Understanding LCM: What Does It Mean?
The Least Common Multiple (LCM) of two or more numbers is the smallest positive integer that is divisible by all the numbers. For example, the LCM of 4 and 6 is 12 because 12 is the smallest number that both 4 and 6 divide into evenly. Understanding this definition is the first step to mastering LCM calculation.
Methods to Find the LCM of Two Numbers
There are several ways to calculate the LCM of two numbers. Let's explore the most common and effective methods:
1. Listing Multiples Method
This method is best for smaller numbers. Simply list the multiples of each number until you find the smallest multiple that is common to both.
Example: Find the LCM of 6 and 8.
- Multiples of 6: 6, 12, 18, 24, 30...
- Multiples of 8: 8, 16, 24, 32...
The smallest common multiple is 24. Therefore, the LCM(6, 8) = 24.
Advantages: Simple and easy to understand, especially for beginners. Disadvantages: Inefficient for larger numbers; listing multiples can become time-consuming.
2. Prime Factorization Method
This is a more efficient method, especially for larger numbers. It involves finding the prime factorization of each number and then constructing the LCM using the highest powers of all prime factors present.
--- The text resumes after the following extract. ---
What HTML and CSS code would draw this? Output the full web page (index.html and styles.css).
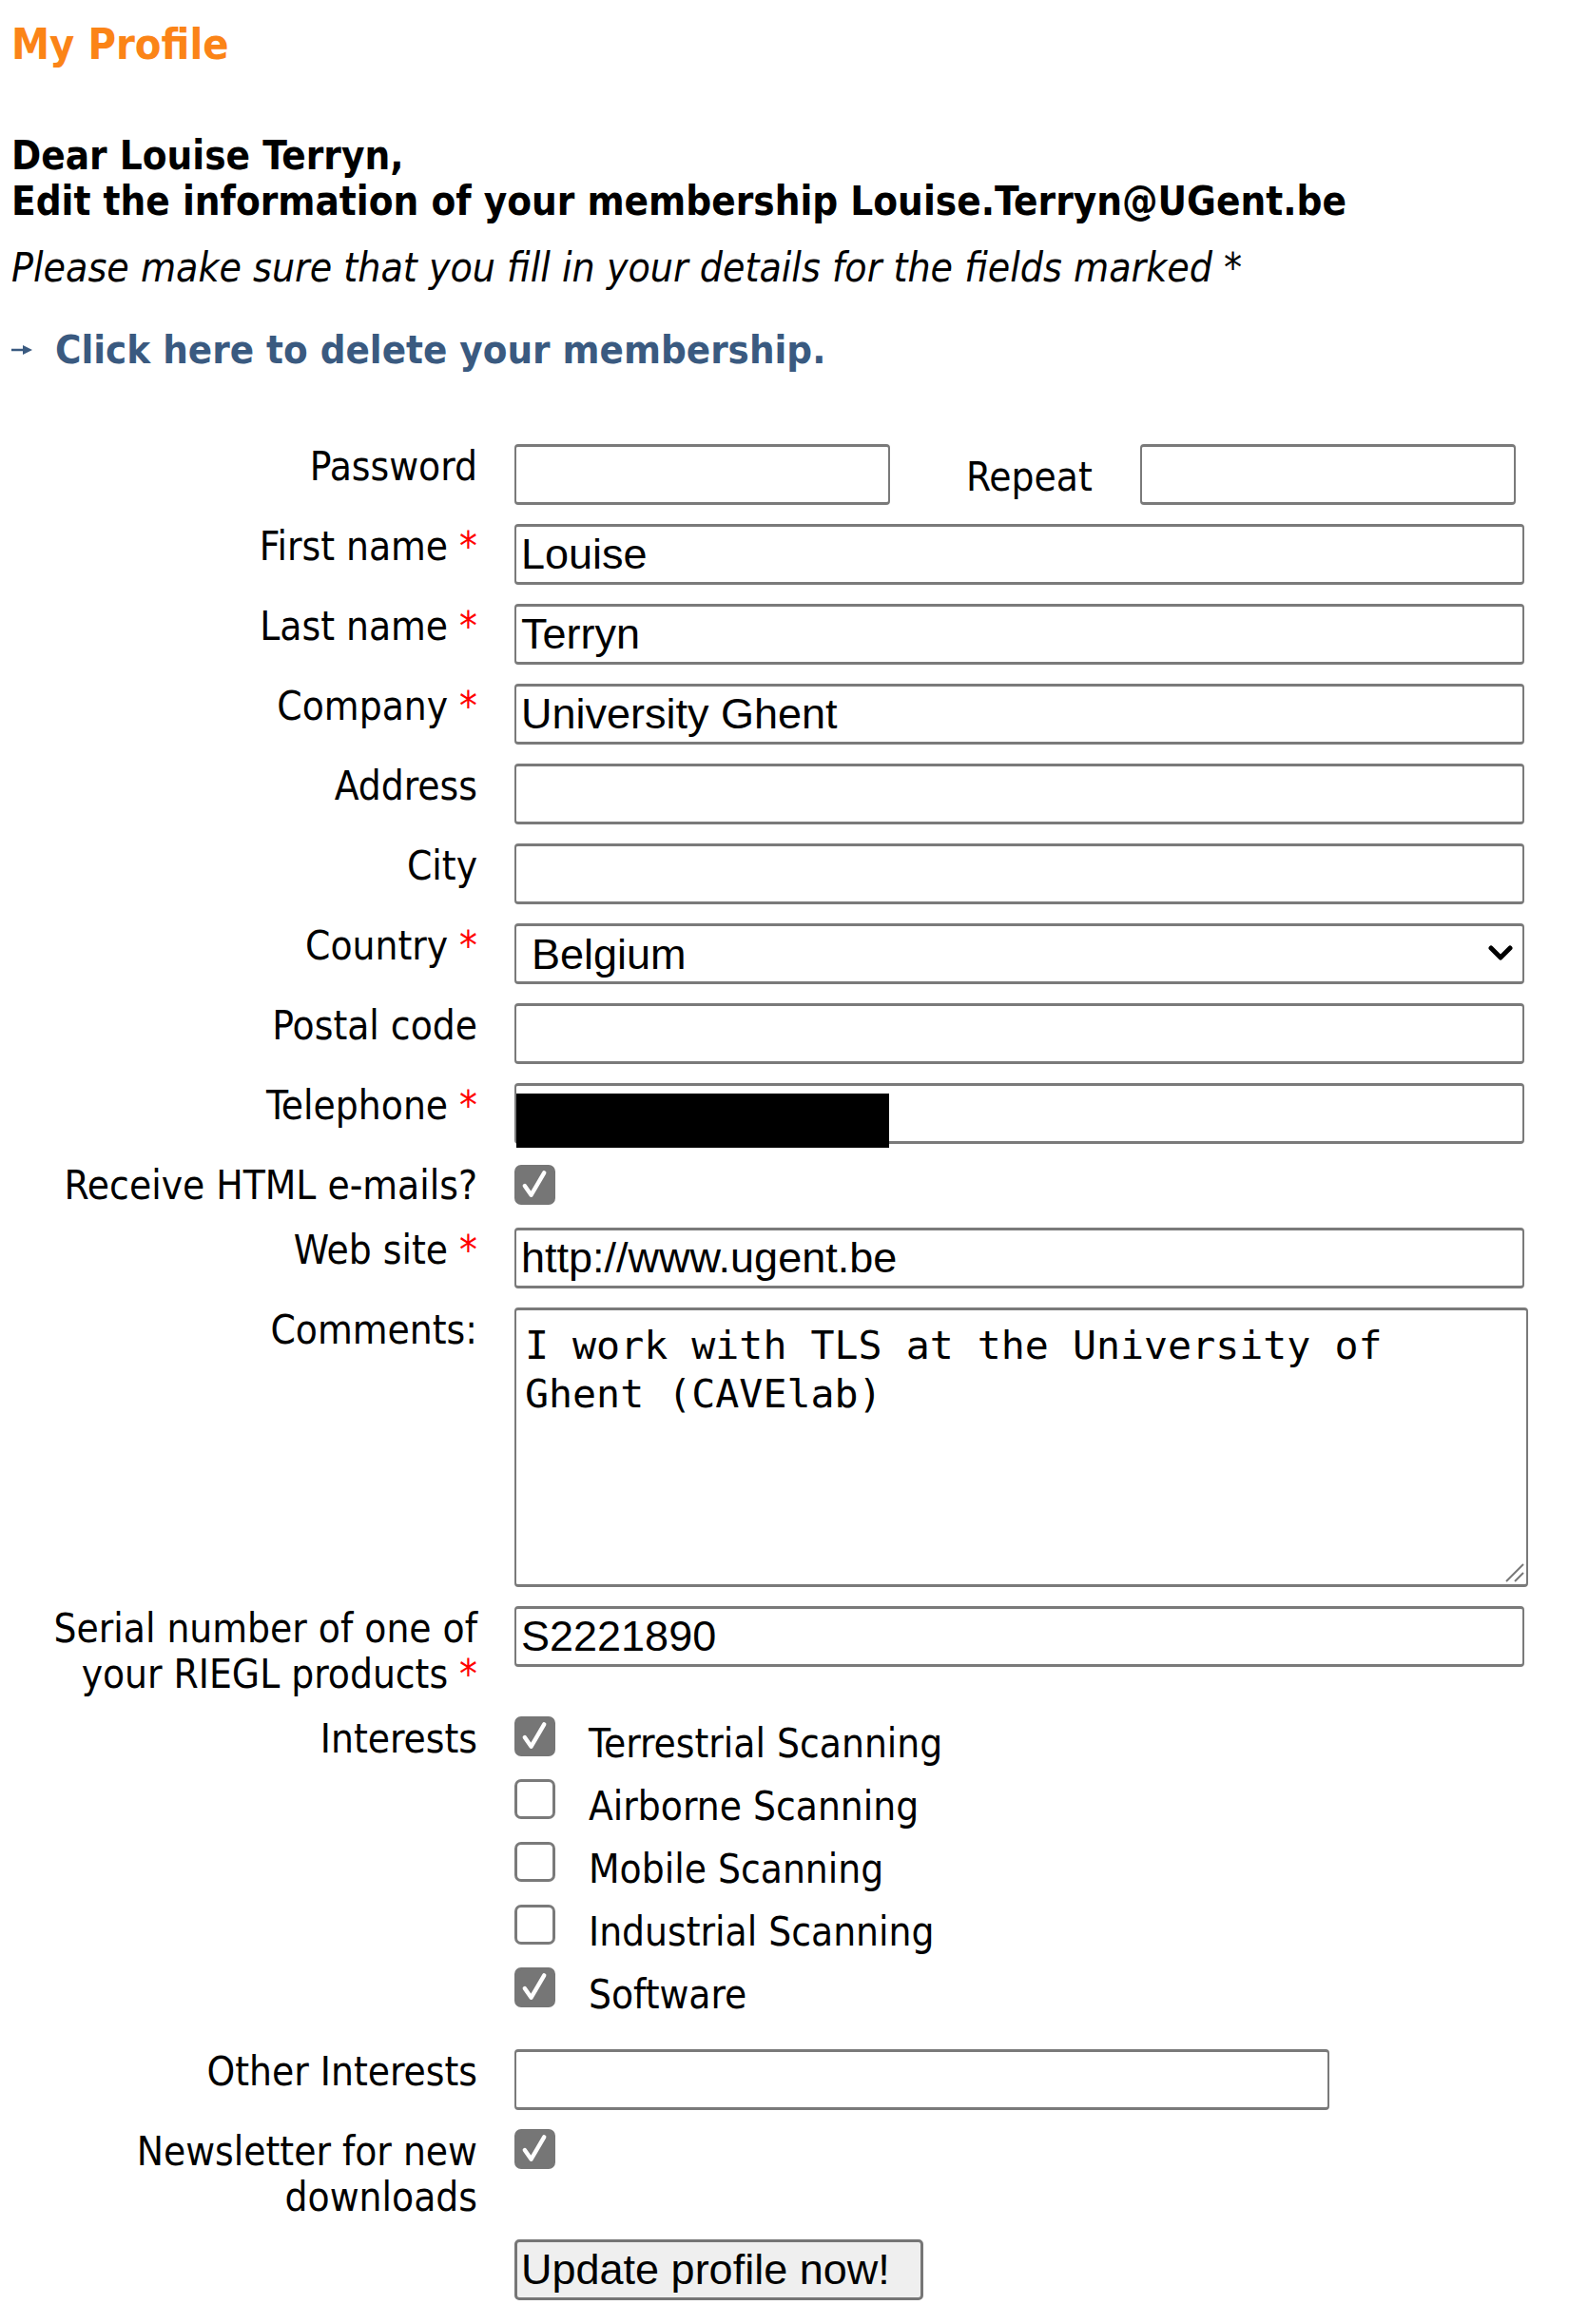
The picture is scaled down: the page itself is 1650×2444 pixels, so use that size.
FILE: index.html
```html
<!DOCTYPE html>
<html lang="en">
<head>
<meta charset="utf-8">
<title>My Profile</title>
<link rel="stylesheet" href="styles.css">
</head>
<body>
<div class="page">
  <h1 class="title">My Profile</h1>
  <p class="greeting">Dear Louise Terryn,<br>Edit the information of your membership Louise.Terryn@UGent.be</p>
  <p class="note">Please make sure that you fill in your details for the fields marked *</p>
  <p class="delete"><svg class="arrow" width="22" height="12" viewBox="0 0 22 12"><line x1="0" y1="6" x2="15" y2="6" stroke="#3a5a80" stroke-width="2.5"/><polygon points="12,1 22,6 12,11" fill="#3a5a80"/></svg><a href="#">Click here to delete your membership.</a></p>

  <form class="form">
    <label class="lbl">Password</label>
    <div class="pw-row">
      <input type="password" class="inp inp-pw">
      <span class="repeat">Repeat</span>
      <input type="password" class="inp inp-pw inp-pw2">
    </div>

    <label class="lbl">First name <span class="req">*</span></label>
    <input type="text" class="inp" value="Louise">

    <label class="lbl">Last name <span class="req">*</span></label>
    <input type="text" class="inp" value="Terryn">

    <label class="lbl">Company <span class="req">*</span></label>
    <input type="text" class="inp" value="University Ghent">

    <label class="lbl">Address</label>
    <input type="text" class="inp" value="">

    <label class="lbl">City</label>
    <input type="text" class="inp" value="">

    <label class="lbl">Country <span class="req">*</span></label>
    <div class="sel-wrap">
      <select class="inp sel"><option>Belgium</option></select>
      <svg class="chev" width="26" height="17" viewBox="0 0 26 17"><polyline points="3,3 13,13 23,3" fill="none" stroke="#000" stroke-width="5" stroke-linecap="round" stroke-linejoin="round"/></svg>
    </div>

    <label class="lbl">Postal code</label>
    <input type="text" class="inp" value="">

    <label class="lbl">Telephone <span class="req">*</span></label>
    <div class="tel-wrap">
      <input type="text" class="inp" value="">
      <span class="redact"></span>
    </div>

    <label class="lbl">Receive HTML e-mails?</label>
    <div class="cb-cell"><span class="cb on"><svg width="38" height="38" viewBox="0 0 38 38"><polyline points="8,20 15,30 29,6" fill="none" stroke="#fff" stroke-width="4.5" stroke-linecap="round" stroke-linejoin="round"/></svg></span></div>

    <label class="lbl">Web site <span class="req">*</span></label>
    <input type="text" class="inp" value="http://www.ugent.be">

    <label class="lbl">Comments:</label>
    <div class="ta-wrap">
      <textarea class="ta">I work with TLS at the University of
Ghent (CAVElab)</textarea>
      <svg class="grip" width="22" height="22" viewBox="0 0 22 22"><line x1="21" y1="3" x2="3" y2="21" stroke="#777" stroke-width="2"/><line x1="21" y1="12" x2="12" y2="21" stroke="#777" stroke-width="2"/></svg>
    </div>

    <label class="lbl">Serial number of one of<br>your RIEGL products <span class="req">*</span></label>
    <input type="text" class="inp" value="S2221890">

    <label class="lbl">Interests</label>
    <div class="interests">
      <div class="interest"><span class="cb on"><svg width="38" height="38" viewBox="0 0 38 38"><polyline points="8,20 15,30 29,6" fill="none" stroke="#fff" stroke-width="4.5" stroke-linecap="round" stroke-linejoin="round"/></svg></span><span class="itext">Terrestrial Scanning</span></div>
      <div class="interest"><span class="cb"></span><span class="itext">Airborne Scanning</span></div>
      <div class="interest"><span class="cb"></span><span class="itext">Mobile Scanning</span></div>
      <div class="interest"><span class="cb"></span><span class="itext">Industrial Scanning</span></div>
      <div class="interest"><span class="cb on"><svg width="38" height="38" viewBox="0 0 38 38"><polyline points="8,20 15,30 29,6" fill="none" stroke="#fff" stroke-width="4.5" stroke-linecap="round" stroke-linejoin="round"/></svg></span><span class="itext">Software</span></div>
    </div>

    <label class="lbl">Other Interests</label>
    <input type="text" class="inp inp-other" value="">

    <label class="lbl">Newsletter for new<br>downloads</label>
    <div class="cb-cell cb-top"><span class="cb on"><svg width="38" height="38" viewBox="0 0 38 38"><polyline points="8,20 15,30 29,6" fill="none" stroke="#fff" stroke-width="4.5" stroke-linecap="round" stroke-linejoin="round"/></svg></span></div>

    <span class="lbl"></span>
    <div><button type="button" class="btn">Update profile now!</button></div>
  </form>
</div>
</body>
</html>
```

FILE: styles.css
```css
* { box-sizing: border-box; }

body {
  margin: 0;
  background: #fff;
  color: #000;
  font-family: "DejaVu Sans Condensed", "DejaVu Sans", sans-serif;
  font-stretch: condensed;
}

.page {
  padding: 19px 0 40px 12px;
}

.title {
  margin: 0;
  font-size: 44.8px;
  line-height: 56px;
  font-weight: bold;
  color: #fb8417;
}

.greeting {
  margin: 65px 0 0;
  font-size: 41.8px;
  line-height: 48px;
  font-weight: bold;
}

.note {
  margin: 22px 0 0;
  font-size: 42.4px;
  line-height: 48px;
  font-style: italic;
}

.delete {
  margin: 38px 0 0;
  display: flex;
  align-items: center;
  font-size: 41.6px;
  line-height: 48px;
  font-weight: bold;
}

.arrow { flex: none; }

.delete a {
  color: #3a5a80;
  text-decoration: none;
  margin-left: 24px;
}

.form {
  margin-top: 75px;
  display: grid;
  grid-template-columns: 490px 1066px;
  column-gap: 39px;
  row-gap: 20px;
  align-items: start;
}

.lbl {
  text-align: right;
  font-size: 42px;
  line-height: 48px;
}

.req { color: #f00; }

.inp {
  display: block;
  width: 1062px;
  height: 64px;
  margin: 0;
  border-style: solid;
  border-color: #7a7a7a;
  border-width: 3px 2px;
  border-radius: 4px;
  padding: 0 5px;
  background: #fff;
  color: #000;
  font-family: "Liberation Sans", Arial, sans-serif;
  font-size: 45px;
  outline: none;
}

.pw-row {
  display: flex;
  align-items: center;
  width: 1053px;
}

.inp-pw { width: 395px; }

.repeat {
  margin-left: 80px;
  font-size: 42px;
  line-height: 48px;
  padding-top: 6px;
}

.inp-pw2 { margin-left: auto; }

.sel-wrap, .tel-wrap, .ta-wrap {
  position: relative;
  width: 1062px;
}

.sel {
  appearance: none;
  -webkit-appearance: none;
  padding-left: 16px;
}

.chev {
  position: absolute;
  right: 12px;
  top: 23px;
  pointer-events: none;
}

.redact {
  position: absolute;
  left: 2px;
  top: 11px;
  width: 392px;
  height: 57px;
  background: #000;
}

.cb-cell {
  height: 48px;
  padding-top: 2px;
}

.cb-top { padding-top: 0; }

.cb {
  display: flex;
  align-items: center;
  justify-content: center;
  flex: none;
  width: 43px;
  height: 42px;
  border: 3px solid #7a7a7a;
  border-radius: 7px;
  background: #fff;
}

.cb.on { background: #767676; border-color: #767676; }

.ta-wrap { width: 1066px; }

.ta {
  display: block;
  width: 1066px;
  height: 294px;
  margin: 0;
  border-style: solid;
  border-color: #7a7a7a;
  border-width: 3px 2px;
  border-radius: 4px;
  padding: 11px 9px;
  font-family: "DejaVu Sans Mono", "Liberation Mono", monospace;
  font-size: 41.6px;
  line-height: 51px;
  color: #000;
  resize: none;
  outline: none;
}

.grip {
  position: absolute;
  right: 4px;
  bottom: 5px;
  pointer-events: none;
}

.interests {
  display: flex;
  flex-direction: column;
}

.interest {
  display: flex;
  align-items: flex-start;
  height: 66px;
}

.itext {
  margin-left: 35px;
  padding-top: 5px;
  font-size: 42px;
  line-height: 48px;
}

.inp-other { width: 857px; }

.btn {
  display: block;
  width: 430px;
  height: 64px;
  margin: 0;
  padding: 0 0 0 4px;
  text-align: left;
  background: #efefef;
  border: 3px solid #767676;
  border-radius: 5px;
  color: #000;
  font-family: "Liberation Sans", Arial, sans-serif;
  font-size: 45px;
}
```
Example: Find the LCM of 12 and 18.
- Prime factorization of 12: 2² x 3
- Prime factorization of 18: 2 x 3²
The LCM will include the highest power of each prime factor present: 2² and 3². Therefore, LCM(12, 18) = 2² x 3² = 4 x 9 = 36.
Advantages: Efficient for larger numbers, systematic approach. Disadvantages: Requires knowledge of prime factorization.
3. Using the Formula: LCM(a, b) = (|a x b|) / GCD(a, b)
This method utilizes the Greatest Common Divisor (GCD) of the two numbers. You first need to find the GCD, which can be done using the Euclidean algorithm or prime factorization.
Example: Find the LCM of 12 and 18.
- Find the GCD: Using prime factorization, the GCD(12, 18) = 6 (both share 2 x 3).
- Apply the formula: LCM(12, 18) = (12 x 18) / 6 = 36
Advantages: Relatively efficient, leverages the GCD which is useful in other mathematical contexts. Disadvantages: Requires understanding of GCD calculation.
Tips and Tricks for Success
- Start with the basics: Make sure you understand the concept of multiples and prime factorization before tackling more advanced methods.
- Practice regularly: The more you practice, the faster and more efficient you'll become at finding LCMs.
- Use different methods: Try all the methods described above to find the one that best suits your understanding and the numbers you are working with.
- Check your answer: Always double-check your answer to ensure it is the smallest common multiple.
By following these suggestions and practicing consistently, you'll confidently master finding the LCM of any two numbers. Remember, the key is understanding the underlying concept and choosing the most appropriate method for the given problem.